• [WRITTEN PROBLEM]: Sort through the data and copy the lines holding the word "React".

--- --- ---

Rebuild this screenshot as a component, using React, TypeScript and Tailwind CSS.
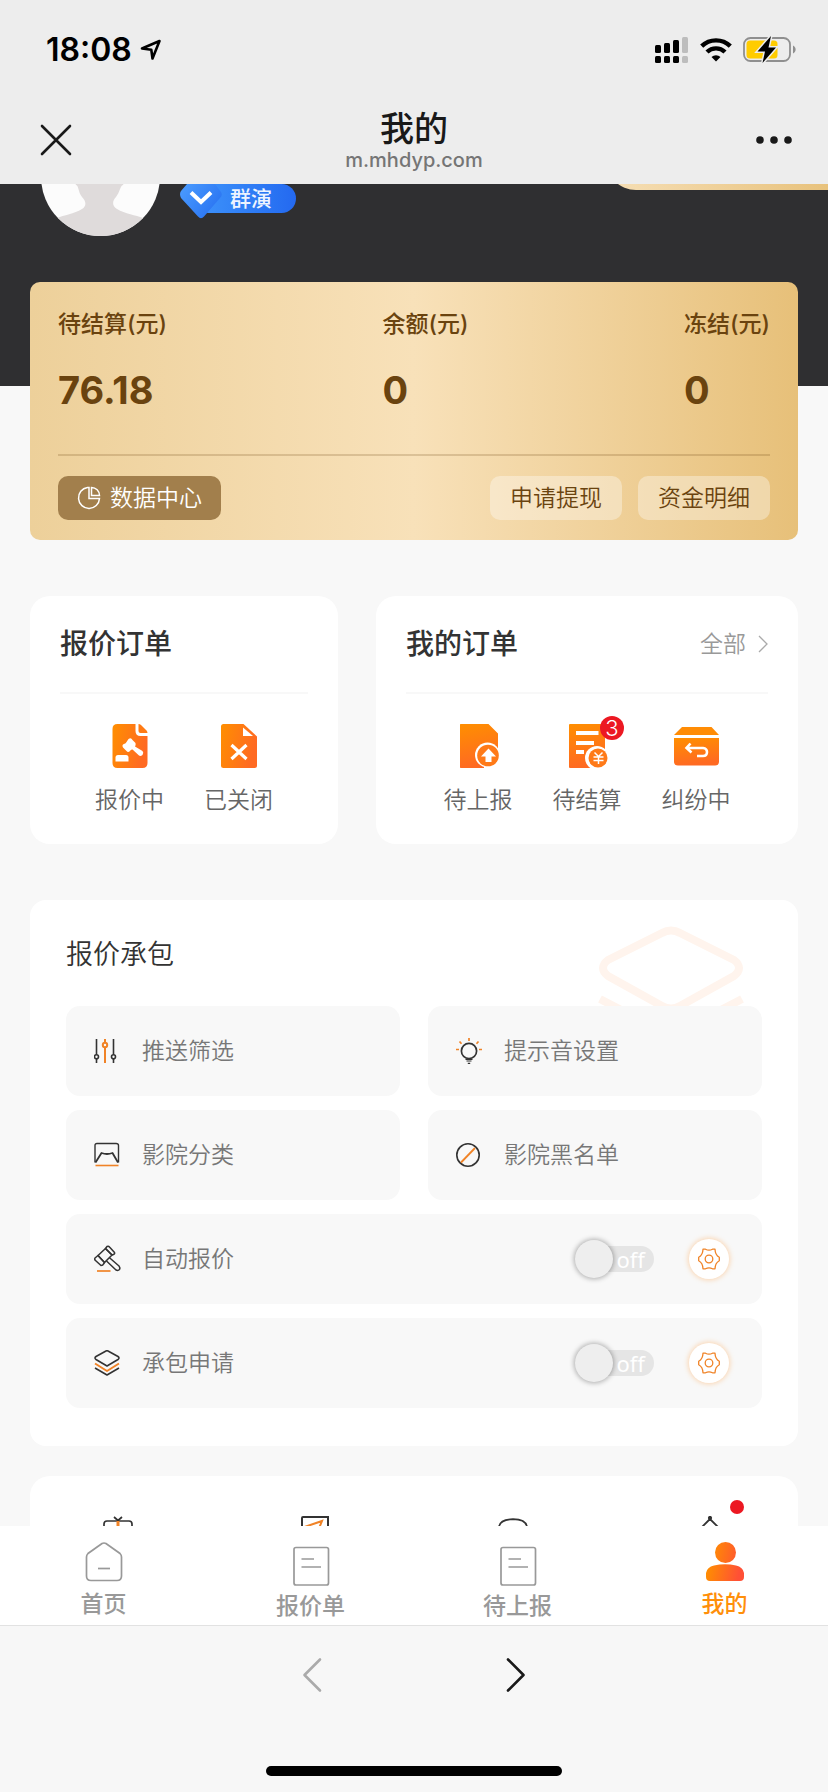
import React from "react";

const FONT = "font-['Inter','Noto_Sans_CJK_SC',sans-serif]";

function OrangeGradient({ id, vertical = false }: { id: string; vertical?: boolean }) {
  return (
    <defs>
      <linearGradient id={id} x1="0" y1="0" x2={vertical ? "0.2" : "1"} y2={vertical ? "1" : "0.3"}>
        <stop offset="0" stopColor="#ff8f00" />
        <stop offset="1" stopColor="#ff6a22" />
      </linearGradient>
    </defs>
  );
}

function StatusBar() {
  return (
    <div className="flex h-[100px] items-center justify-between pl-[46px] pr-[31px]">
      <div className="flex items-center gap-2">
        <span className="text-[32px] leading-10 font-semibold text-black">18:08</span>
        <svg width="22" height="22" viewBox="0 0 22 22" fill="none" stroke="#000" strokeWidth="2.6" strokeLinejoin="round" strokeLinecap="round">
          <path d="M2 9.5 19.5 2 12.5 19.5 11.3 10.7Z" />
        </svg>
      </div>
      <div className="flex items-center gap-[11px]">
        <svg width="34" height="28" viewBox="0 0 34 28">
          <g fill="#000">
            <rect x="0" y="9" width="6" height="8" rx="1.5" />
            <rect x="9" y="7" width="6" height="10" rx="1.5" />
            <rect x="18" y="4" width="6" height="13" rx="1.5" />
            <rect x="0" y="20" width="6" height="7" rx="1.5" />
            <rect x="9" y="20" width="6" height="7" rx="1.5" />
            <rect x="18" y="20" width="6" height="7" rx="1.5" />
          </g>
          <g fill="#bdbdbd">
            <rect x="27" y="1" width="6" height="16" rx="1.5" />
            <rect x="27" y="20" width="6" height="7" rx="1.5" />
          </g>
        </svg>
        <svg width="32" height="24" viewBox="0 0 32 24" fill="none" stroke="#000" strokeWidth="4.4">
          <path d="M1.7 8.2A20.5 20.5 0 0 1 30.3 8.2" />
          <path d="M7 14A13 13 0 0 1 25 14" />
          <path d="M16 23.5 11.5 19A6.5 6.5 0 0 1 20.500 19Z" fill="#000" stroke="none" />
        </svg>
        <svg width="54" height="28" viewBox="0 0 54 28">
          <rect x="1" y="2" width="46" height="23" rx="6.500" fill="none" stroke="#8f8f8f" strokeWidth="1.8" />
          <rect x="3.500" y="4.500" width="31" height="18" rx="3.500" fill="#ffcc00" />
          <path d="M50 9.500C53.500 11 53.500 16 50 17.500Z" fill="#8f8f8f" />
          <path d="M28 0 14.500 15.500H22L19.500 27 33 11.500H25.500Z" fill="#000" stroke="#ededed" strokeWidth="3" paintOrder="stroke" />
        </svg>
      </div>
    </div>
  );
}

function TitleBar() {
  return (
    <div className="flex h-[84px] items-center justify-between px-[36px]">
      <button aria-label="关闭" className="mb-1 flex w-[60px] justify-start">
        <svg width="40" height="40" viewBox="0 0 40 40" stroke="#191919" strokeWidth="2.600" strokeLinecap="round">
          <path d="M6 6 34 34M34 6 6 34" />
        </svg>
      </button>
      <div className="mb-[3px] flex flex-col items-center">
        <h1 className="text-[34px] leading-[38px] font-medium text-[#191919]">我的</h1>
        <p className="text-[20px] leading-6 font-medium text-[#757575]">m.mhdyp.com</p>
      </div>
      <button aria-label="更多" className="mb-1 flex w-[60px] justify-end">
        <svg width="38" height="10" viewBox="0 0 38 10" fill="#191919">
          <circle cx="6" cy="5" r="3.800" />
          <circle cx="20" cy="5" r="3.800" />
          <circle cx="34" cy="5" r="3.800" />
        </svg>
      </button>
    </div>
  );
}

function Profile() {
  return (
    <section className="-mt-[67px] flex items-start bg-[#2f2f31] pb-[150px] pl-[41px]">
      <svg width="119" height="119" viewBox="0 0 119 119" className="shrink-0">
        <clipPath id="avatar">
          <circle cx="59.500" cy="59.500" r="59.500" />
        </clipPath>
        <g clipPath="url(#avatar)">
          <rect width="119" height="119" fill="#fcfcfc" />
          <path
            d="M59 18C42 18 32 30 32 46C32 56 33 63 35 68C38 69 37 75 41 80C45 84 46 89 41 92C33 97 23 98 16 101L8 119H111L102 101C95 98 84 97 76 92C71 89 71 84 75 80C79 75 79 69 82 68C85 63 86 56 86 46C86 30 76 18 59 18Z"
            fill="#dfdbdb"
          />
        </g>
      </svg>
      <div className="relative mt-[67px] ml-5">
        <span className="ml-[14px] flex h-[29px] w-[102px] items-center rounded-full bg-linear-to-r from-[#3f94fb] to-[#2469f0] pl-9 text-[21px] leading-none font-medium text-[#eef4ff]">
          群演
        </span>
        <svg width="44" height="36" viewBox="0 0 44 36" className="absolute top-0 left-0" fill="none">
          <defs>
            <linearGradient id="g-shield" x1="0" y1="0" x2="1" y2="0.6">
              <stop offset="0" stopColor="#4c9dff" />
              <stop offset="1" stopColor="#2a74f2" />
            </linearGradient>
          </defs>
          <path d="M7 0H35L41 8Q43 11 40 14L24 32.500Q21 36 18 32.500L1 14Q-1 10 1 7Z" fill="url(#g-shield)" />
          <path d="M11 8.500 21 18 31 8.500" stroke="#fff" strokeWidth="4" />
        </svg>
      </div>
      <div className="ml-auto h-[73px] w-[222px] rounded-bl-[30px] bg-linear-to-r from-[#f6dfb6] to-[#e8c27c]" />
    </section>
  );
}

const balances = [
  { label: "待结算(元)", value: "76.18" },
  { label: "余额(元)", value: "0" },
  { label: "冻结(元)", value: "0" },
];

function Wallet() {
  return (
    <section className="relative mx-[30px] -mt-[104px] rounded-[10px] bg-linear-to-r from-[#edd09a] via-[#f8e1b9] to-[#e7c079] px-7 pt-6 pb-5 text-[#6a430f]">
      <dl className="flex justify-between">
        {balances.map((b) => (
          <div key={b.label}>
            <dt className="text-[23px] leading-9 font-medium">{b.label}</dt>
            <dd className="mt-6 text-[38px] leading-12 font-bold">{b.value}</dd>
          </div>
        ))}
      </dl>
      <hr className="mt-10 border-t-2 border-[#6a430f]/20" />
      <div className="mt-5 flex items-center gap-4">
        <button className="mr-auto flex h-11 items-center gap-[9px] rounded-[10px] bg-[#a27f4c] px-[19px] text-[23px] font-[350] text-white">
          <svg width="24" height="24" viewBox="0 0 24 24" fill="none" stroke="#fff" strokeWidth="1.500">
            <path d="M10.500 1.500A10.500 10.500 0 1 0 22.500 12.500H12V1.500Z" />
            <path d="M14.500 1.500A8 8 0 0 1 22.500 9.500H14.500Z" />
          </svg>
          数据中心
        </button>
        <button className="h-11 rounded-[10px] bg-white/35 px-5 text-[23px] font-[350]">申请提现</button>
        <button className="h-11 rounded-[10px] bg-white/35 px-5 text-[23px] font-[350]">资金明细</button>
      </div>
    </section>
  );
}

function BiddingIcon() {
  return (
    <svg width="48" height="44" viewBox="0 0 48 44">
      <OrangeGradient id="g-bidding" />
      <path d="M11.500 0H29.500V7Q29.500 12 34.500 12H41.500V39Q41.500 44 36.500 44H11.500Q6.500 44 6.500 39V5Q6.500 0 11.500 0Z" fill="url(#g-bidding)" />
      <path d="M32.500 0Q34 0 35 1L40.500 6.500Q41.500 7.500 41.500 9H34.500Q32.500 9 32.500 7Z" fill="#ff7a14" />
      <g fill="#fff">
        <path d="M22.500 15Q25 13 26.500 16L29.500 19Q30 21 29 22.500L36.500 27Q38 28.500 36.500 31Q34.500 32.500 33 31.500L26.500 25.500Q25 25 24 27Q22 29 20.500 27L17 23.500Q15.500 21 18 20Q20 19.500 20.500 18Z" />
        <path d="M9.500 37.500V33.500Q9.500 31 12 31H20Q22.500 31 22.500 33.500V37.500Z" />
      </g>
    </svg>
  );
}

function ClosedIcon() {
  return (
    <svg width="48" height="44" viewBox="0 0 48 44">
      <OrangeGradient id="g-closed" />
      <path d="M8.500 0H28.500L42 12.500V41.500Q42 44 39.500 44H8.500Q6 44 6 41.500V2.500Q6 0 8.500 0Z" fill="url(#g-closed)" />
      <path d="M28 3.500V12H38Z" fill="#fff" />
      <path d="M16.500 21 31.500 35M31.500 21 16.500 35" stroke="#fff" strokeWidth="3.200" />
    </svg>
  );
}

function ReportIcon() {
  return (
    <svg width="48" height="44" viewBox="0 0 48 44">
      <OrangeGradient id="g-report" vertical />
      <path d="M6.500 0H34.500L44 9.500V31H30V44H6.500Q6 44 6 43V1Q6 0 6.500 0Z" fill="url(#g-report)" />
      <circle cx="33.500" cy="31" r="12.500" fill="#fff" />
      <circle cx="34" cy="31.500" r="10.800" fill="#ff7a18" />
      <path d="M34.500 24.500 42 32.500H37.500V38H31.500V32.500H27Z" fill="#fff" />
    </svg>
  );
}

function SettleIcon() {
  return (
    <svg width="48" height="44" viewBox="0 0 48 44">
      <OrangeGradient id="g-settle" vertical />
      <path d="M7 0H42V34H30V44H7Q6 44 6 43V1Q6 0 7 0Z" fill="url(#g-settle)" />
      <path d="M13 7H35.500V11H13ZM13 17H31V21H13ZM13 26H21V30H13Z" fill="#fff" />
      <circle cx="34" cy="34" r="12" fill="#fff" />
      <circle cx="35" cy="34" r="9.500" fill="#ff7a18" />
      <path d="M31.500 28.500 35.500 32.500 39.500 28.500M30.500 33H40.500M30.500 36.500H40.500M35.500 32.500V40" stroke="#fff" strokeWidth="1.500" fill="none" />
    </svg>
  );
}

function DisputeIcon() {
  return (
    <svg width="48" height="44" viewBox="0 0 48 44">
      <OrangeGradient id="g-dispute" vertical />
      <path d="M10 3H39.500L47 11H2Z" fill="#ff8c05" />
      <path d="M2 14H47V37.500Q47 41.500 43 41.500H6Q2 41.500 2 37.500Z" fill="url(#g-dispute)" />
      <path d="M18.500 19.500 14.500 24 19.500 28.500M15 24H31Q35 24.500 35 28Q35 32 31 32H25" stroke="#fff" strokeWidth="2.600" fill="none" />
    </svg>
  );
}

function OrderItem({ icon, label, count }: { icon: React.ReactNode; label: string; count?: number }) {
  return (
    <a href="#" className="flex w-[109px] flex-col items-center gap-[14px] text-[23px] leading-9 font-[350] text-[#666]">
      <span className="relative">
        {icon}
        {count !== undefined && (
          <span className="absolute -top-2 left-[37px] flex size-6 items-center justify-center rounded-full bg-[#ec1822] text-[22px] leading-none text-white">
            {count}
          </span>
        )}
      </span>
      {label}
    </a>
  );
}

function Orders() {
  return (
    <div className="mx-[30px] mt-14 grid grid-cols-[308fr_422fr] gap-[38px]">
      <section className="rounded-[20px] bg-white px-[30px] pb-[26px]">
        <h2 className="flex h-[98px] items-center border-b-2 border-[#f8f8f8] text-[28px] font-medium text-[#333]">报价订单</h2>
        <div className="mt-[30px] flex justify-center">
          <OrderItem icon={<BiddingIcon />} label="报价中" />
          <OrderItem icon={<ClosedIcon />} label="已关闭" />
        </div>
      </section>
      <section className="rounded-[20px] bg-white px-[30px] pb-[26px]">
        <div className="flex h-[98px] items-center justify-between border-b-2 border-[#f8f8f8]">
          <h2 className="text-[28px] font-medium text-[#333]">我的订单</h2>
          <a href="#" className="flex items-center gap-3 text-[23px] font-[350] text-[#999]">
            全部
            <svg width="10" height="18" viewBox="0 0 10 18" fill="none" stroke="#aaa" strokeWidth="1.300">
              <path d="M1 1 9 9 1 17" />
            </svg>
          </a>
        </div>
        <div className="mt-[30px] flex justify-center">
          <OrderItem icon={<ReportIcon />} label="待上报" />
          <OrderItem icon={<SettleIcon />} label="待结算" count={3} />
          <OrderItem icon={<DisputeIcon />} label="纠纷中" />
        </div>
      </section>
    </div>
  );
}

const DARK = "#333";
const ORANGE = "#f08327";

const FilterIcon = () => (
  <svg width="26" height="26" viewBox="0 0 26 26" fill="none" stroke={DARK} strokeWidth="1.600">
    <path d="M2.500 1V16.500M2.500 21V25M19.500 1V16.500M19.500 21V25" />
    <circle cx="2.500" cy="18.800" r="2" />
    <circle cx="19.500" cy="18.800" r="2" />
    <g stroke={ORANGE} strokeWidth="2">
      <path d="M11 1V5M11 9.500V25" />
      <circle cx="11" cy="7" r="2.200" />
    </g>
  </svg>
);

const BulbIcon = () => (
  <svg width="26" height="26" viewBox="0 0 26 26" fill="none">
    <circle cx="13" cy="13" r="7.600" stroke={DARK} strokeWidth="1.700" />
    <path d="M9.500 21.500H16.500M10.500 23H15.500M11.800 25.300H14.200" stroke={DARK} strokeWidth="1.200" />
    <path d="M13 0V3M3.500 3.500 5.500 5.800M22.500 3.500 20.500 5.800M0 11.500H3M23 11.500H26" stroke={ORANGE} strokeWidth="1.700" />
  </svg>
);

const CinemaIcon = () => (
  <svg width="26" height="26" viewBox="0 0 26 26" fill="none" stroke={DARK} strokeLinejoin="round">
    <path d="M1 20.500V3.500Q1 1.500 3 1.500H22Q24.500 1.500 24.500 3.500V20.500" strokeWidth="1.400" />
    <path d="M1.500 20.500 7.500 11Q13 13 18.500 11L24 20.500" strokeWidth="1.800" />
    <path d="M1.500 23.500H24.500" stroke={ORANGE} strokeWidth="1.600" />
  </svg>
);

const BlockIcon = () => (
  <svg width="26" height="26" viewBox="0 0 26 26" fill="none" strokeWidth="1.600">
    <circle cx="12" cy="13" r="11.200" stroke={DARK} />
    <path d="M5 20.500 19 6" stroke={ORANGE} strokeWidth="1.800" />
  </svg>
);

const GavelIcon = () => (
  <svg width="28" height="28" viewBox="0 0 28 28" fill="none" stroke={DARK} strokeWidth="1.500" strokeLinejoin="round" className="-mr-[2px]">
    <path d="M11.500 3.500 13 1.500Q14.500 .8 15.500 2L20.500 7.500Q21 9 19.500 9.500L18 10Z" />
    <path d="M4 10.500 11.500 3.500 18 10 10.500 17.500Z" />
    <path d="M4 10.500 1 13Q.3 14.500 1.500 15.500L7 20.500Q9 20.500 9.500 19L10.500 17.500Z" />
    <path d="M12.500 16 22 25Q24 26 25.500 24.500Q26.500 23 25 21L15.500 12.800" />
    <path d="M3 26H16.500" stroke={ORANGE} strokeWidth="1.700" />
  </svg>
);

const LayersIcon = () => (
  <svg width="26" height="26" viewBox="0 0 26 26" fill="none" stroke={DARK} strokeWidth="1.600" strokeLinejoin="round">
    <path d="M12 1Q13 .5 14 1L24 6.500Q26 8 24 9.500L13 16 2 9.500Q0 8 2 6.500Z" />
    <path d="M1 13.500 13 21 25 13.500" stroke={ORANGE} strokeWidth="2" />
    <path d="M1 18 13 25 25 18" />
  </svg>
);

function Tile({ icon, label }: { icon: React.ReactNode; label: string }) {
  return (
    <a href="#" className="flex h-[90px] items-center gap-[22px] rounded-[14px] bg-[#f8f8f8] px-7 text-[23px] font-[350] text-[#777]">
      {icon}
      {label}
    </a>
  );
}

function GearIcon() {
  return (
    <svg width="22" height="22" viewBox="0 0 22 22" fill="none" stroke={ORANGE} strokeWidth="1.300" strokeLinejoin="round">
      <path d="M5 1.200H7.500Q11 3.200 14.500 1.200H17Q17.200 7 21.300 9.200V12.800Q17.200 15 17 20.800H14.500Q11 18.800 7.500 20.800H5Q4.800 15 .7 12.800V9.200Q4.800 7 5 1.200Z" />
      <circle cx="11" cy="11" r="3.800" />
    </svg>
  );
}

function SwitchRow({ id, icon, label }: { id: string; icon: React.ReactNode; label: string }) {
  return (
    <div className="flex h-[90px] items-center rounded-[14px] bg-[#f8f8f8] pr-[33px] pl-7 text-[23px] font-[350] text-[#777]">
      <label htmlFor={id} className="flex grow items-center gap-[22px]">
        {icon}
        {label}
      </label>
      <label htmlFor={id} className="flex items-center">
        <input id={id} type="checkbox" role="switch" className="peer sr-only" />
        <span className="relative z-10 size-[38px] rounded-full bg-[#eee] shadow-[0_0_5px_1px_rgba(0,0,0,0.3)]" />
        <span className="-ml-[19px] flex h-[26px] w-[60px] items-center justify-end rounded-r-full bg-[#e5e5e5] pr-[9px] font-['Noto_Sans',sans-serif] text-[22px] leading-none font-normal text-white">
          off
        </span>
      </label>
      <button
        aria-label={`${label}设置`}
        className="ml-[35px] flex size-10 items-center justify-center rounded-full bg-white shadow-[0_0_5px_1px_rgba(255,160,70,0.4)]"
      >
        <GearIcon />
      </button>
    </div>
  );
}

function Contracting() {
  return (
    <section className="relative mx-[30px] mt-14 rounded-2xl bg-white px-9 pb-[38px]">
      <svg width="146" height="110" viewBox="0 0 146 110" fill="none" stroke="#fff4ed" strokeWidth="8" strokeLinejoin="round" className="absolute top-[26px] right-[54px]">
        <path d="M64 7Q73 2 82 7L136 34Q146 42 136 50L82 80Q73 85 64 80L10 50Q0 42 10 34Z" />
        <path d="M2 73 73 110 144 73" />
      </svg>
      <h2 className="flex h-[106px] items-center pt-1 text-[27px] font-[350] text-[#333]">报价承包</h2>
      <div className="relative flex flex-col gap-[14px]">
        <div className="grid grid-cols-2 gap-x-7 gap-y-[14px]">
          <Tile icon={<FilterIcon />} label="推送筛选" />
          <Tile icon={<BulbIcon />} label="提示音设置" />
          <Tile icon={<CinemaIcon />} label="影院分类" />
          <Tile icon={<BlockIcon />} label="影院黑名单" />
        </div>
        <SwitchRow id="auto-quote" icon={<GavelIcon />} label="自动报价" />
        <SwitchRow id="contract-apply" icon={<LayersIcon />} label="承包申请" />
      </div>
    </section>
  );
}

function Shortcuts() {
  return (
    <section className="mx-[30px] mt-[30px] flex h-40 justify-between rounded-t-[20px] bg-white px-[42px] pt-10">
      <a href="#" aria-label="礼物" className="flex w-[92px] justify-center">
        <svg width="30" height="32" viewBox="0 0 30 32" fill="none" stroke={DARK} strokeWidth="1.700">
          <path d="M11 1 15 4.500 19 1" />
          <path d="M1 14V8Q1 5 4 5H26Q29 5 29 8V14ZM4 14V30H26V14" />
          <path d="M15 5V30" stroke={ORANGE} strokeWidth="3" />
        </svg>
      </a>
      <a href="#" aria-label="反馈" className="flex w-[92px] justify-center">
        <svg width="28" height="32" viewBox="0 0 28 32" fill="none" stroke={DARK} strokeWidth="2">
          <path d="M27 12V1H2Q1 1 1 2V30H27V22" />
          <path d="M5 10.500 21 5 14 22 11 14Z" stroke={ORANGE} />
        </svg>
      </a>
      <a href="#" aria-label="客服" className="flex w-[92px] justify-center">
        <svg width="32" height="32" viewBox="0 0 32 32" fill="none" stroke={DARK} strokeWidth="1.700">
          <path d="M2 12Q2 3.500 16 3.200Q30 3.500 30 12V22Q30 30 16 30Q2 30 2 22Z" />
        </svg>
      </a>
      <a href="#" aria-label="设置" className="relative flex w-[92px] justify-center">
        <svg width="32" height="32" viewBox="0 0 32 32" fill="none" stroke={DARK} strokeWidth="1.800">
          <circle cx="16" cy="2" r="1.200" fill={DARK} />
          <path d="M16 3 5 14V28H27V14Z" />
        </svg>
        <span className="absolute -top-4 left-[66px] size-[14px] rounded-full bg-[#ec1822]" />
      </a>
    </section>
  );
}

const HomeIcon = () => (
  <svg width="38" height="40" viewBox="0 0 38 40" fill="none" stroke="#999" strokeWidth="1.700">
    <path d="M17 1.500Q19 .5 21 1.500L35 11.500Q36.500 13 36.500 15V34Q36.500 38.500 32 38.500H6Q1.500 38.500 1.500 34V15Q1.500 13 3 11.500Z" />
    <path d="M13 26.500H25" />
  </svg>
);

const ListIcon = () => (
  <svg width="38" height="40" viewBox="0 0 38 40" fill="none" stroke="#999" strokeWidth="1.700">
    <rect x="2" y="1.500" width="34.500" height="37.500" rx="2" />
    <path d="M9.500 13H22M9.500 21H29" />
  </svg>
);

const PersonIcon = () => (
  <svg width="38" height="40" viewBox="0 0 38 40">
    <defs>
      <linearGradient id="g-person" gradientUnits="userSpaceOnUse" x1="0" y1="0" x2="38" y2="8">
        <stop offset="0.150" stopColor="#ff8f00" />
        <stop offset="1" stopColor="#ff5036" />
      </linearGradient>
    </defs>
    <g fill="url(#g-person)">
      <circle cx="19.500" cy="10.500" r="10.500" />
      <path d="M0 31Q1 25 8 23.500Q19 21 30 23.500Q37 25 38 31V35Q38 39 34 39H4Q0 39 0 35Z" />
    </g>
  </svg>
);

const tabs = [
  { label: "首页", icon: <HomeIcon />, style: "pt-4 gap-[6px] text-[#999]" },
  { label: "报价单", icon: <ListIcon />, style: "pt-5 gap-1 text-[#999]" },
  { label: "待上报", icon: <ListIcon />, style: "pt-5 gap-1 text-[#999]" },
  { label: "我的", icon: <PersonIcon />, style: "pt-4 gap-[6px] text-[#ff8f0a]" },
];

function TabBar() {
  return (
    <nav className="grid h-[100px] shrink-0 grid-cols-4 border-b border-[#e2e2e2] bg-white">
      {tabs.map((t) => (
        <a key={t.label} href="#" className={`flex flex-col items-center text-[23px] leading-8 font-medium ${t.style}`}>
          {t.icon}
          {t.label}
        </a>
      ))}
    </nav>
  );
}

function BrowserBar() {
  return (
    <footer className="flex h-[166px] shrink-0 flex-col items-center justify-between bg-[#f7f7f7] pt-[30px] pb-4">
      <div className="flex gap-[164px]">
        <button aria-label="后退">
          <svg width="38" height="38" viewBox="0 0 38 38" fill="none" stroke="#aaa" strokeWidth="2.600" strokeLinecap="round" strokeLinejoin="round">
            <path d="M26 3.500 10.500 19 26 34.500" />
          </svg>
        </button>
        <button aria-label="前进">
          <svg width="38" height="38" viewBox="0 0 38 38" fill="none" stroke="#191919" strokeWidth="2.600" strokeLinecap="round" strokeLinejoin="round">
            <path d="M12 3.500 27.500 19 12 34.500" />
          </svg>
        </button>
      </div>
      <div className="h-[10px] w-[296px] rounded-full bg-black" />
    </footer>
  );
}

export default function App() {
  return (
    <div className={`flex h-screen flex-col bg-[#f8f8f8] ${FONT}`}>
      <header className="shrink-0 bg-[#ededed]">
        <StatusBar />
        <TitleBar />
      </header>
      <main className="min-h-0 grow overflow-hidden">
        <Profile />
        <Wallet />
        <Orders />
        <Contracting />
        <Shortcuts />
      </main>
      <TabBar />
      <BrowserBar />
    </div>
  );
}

--- --- ---

• [WRITTEN ANSWER]:
Rebuild this screenshot as a component, using React, TypeScript and Tailwind CSS.
import React from "react";
function OrderItem({ icon, label, count }: { icon: React.ReactNode; label: string; count?: number }) {
function Tile({ icon, label }: { icon: React.ReactNode; label: string }) {
function SwitchRow({ id, icon, label }: { id: string; icon: React.ReactNode; label: string }) {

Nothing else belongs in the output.